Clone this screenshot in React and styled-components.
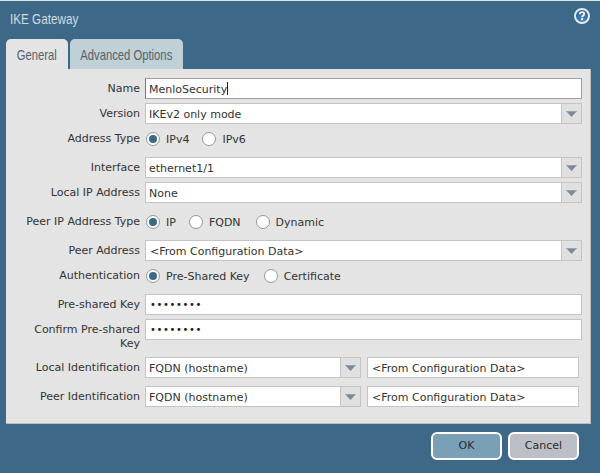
import { createGlobalStyle } from "styled-components";
import styled from "styled-components";

const GlobalStyle = createGlobalStyle`
  html, body {
    margin: 0;
    padding: 0;
    background: #3e6888;
  }
  body {
    font-family: "DejaVu Sans", sans-serif;
    font-size: 11px;
    color: #333;
  }
`;

const Dialog = styled.div`
  width: 600px;
  height: 473px;
  box-sizing: border-box;
  border-top: 1px solid #dfe6ea;
  background: #3e6888;
  overflow: hidden;
  display: flex;
  flex-direction: column;
`;

const Header = styled.div`
  height: 38px;
  padding: 0 10px;
  display: flex;
  justify-content: space-between;
  align-items: flex-start;
`;

// the original uses a condensed face, none is installed so squeeze Liberation Sans
const Narrow = styled.span`
  display: inline-block;
  flex: none;
  white-space: nowrap;
  font-family: "Liberation Sans", sans-serif;
  font-size: 15px;
  transform: scaleX(${(p) => (p.$left ? 0.78 : 0.75)});
  transform-origin: ${(p) => (p.$left ? "left center" : "center")};
`;

const Title = styled.div`
  line-height: 18px;
  margin-top: 9px;
  color: #cfdbe3;
`;

const HelpWrap = styled.div`
  width: 18px;
  height: 18px;
  margin-top: 6px;
  margin-right: -1px;
`;

const Tabs = styled.div`
  display: flex;
  gap: 2px;
  margin-left: 6px;
  height: 30px;
`;

const Tab = styled.div`
  height: 30px;
  width: ${(p) => p.$width}px;
  box-sizing: border-box;
  border-radius: 5px 5px 0 0;
  background: ${(p) => (p.$active ? "#e4e4e4" : "#c0d0d7")};
  color: #55626c;
  display: flex;
  align-items: center;
  justify-content: center;
`;

const Panel = styled.div`
  width: 585px;
  height: 355px;
  margin-left: 6px;
  box-sizing: border-box;
  background: #e4e4e4;
  border-right: 1px solid #bcbcbc;
  border-bottom: 1px solid #bcbcbc;
  padding-top: 9px;
  display: flex;
  flex-direction: column;
`;

const Row = styled.div`
  display: flex;
  align-items: ${(p) => (p.$top ? "flex-start" : "center")};
  margin-top: ${(p) => p.$mt || 0}px;
  height: ${(p) => p.$h || 21}px;
`;

const Label = styled.div`
  width: 134px;
  flex: none;
  box-sizing: border-box;
  text-align: right;
  line-height: 14px;
  padding-left: ${(p) => p.$indent || 0}px;
  margin-top: ${(p) => p.$mt || 0}px;
  color: #333;
`;

const Field = styled.div`
  margin-left: 5px;
  width: ${(p) => p.$width || 437}px;
  height: 21px;
  box-sizing: border-box;
  flex: none;
  display: flex;
  background: #fff;
  border: 1px solid ${(p) => (p.$focus ? "#a99a9e" : "#c4c4c4")};
  ${(p) => p.$focus && "border-left-color: #b5615c;"}
  padding-left: 3px;
  align-items: center;
  line-height: 19px;
`;

const Value = styled.span`
  flex: 1;
  white-space: nowrap;
  padding-left: ${(p) => p.$pad || 0}px;
  padding-top: ${(p) => p.$drop || 1}px;
`;

const Caret = styled.span`
  display: inline-block;
  width: 1px;
  height: 13px;
  background: #222;
  vertical-align: -2px;
`;

const Dots = styled.span`
  flex: 1;
  font-size: 10px;
  letter-spacing: 0.6px;
  line-height: 19px;
  padding-left: 1px;
  color: #222;
`;

const Arrow = styled.div`
  width: 20px;
  height: 19px;
  flex: none;
  box-sizing: border-box;
  border-left: 1px solid #c4c4c4;
  background: #e0e0e0;
  display: flex;
  align-items: center;
  justify-content: center;
`;

const Radios = styled.div`
  margin-left: 6px;
  display: flex;
  align-items: center;
`;

const RadioItem = styled.div`
  display: flex;
  align-items: center;
  padding-top: 1px;
  margin-right: ${(p) => p.$gap || 13}px;
`;

const RadioCircle = styled.span`
  width: 14px;
  height: 14px;
  box-sizing: border-box;
  border-radius: 50%;
  background: #fff;
  border: 1px solid #8f99a1;
  margin-right: 6px;
  display: flex;
  align-items: center;
  justify-content: center;
  &::after {
    content: "";
    display: ${(p) => (p.$on ? "block" : "none")};
    width: 8px;
    height: 8px;
    border-radius: 50%;
    background: #3e6888;
  }
`;

const TextBox = styled(Field)`
  margin-left: 6px;
`;

const Footer = styled.div`
  display: flex;
  justify-content: flex-end;
  gap: 6px;
  padding: 8px 21px 0 0;
`;

const Button = styled.div`
  width: 71px;
  height: 28px;
  box-sizing: border-box;
  border: 2px solid #fff;
  border-radius: 6px;
  background: ${(p) => (p.$primary ? "#7aa0b8" : "#bcc0c6")};
  color: #2b2b2b;
  text-align: center;
  line-height: 24px;
`;

function Triangle() {
  return (
    <svg width="11" height="6" viewBox="0 0 11 6">
      <path d="M0 0H11L5.5 6Z" fill="#7a8a98" />
      <path d="M0 0H11L10 1H1Z" fill="#98a2ab" />
    </svg>
  );
}

function HelpIcon() {
  return (
    <svg width="18" height="18" viewBox="0 0 18 18">
      <defs>
        <radialGradient id="helpFill" cx="50%" cy="70%" r="65%">
          <stop offset="0%" stopColor="#4a8cc2" />
          <stop offset="100%" stopColor="#1f5c96" />
        </radialGradient>
      </defs>
      <circle cx="9" cy="9" r="7" fill="url(#helpFill)" stroke="#e3edf3" strokeWidth="2" />
      <path
        d="M6.8 7.2C6.9 5.9 7.8 5.2 9.1 5.2C10.4 5.2 11.3 5.9 11.3 7C11.3 8.4 9.3 8.6 9.1 10.2"
        fill="none"
        stroke="#fff"
        strokeWidth="1.8"
      />
      <rect x="8.1" y="11.2" width="2" height="2" fill="#fff" />
    </svg>
  );
}

function Select({ value, width, pad }) {
  return (
    <Field $width={width}>
      <Value $pad={pad}>{value}</Value>
      <Arrow>
        <Triangle />
      </Arrow>
    </Field>
  );
}

function Radio({ on, label, gap }) {
  return (
    <RadioItem $gap={gap}>
      <RadioCircle $on={on} />
      {label}
    </RadioItem>
  );
}

export default function App() {
  return (
    <Dialog>
      <GlobalStyle />
      <Header>
        <Title>
          <Narrow $left>IKE Gateway</Narrow>
        </Title>
        <HelpWrap>
          <HelpIcon />
        </HelpWrap>
      </Header>
      <Tabs>
        <Tab $active $width={62}>
          <Narrow>General</Narrow>
        </Tab>
        <Tab $width={113}>
          <Narrow>Advanced Options</Narrow>
        </Tab>
      </Tabs>
      <Panel>
        <Row>
          <Label>Name</Label>
          <Field $focus>
            <Value>MenloSecurity<Caret /></Value>
          </Field>
        </Row>
        <Row $mt={4}>
          <Label>Version</Label>
          <Select value="IKEv2 only mode" />
        </Row>
        <Row $mt={4}>
          <Label>Address Type</Label>
          <Radios>
            <Radio on label="IPv4" />
            <Radio label="IPv6" />
          </Radios>
        </Row>
        <Row $mt={8}>
          <Label>Interface</Label>
          <Select value="ethernet1/1" />
        </Row>
        <Row $mt={4}>
          <Label>Local IP Address</Label>
          <Select value="None" />
        </Row>
        <Row $mt={8}>
          <Label>Peer IP Address Type</Label>
          <Radios>
            <Radio on label="IP" gap={13} />
            <Radio label="FQDN" gap={15} />
            <Radio label="Dynamic" />
          </Radios>
        </Row>
        <Row $mt={8}>
          <Label>Peer Address</Label>
          <Select value="<From Configuration Data>" pad={1} />
        </Row>
        <Row $mt={4}>
          <Label>Authentication</Label>
          <Radios>
            <Radio on label="Pre-Shared Key" gap={14} />
            <Radio label="Certificate" />
          </Radios>
        </Row>
        <Row $mt={8}>
          <Label>Pre-shared Key</Label>
          <Field>
            <Dots>••••••••</Dots>
          </Field>
        </Row>
        <Row $mt={4} $h={34} $top>
          <Label $mt={4} $indent={24}>Confirm Pre-shared Key</Label>
          <Field>
            <Dots>••••••••</Dots>
          </Field>
        </Row>
        <Row $mt={4}>
          <Label>Local Identification</Label>
          <Select value="FQDN (hostname)" width={216} />
          <TextBox $width={212}>
            <Value $pad={1}>{"<From Configuration Data>"}</Value>
          </TextBox>
        </Row>
        <Row $mt={8}>
          <Label>Peer Identification</Label>
          <Select value="FQDN (hostname)" width={216} />
          <TextBox $width={212}>
            <Value $pad={1} $drop={2}>{"<From Configuration Data>"}</Value>
          </TextBox>
        </Row>
      </Panel>
      <Footer>
        <Button $primary>OK</Button>
        <Button>Cancel</Button>
      </Footer>
    </Dialog>
  );
}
____
» Task to carry out
Look at the listing and set down only the lines from its start through the line with "import styled from", word for word and without pictures.

» Response for this exercise
Clone this screenshot in React and styled-components.
import { createGlobalStyle } from "styled-components";
import styled from "styled-components";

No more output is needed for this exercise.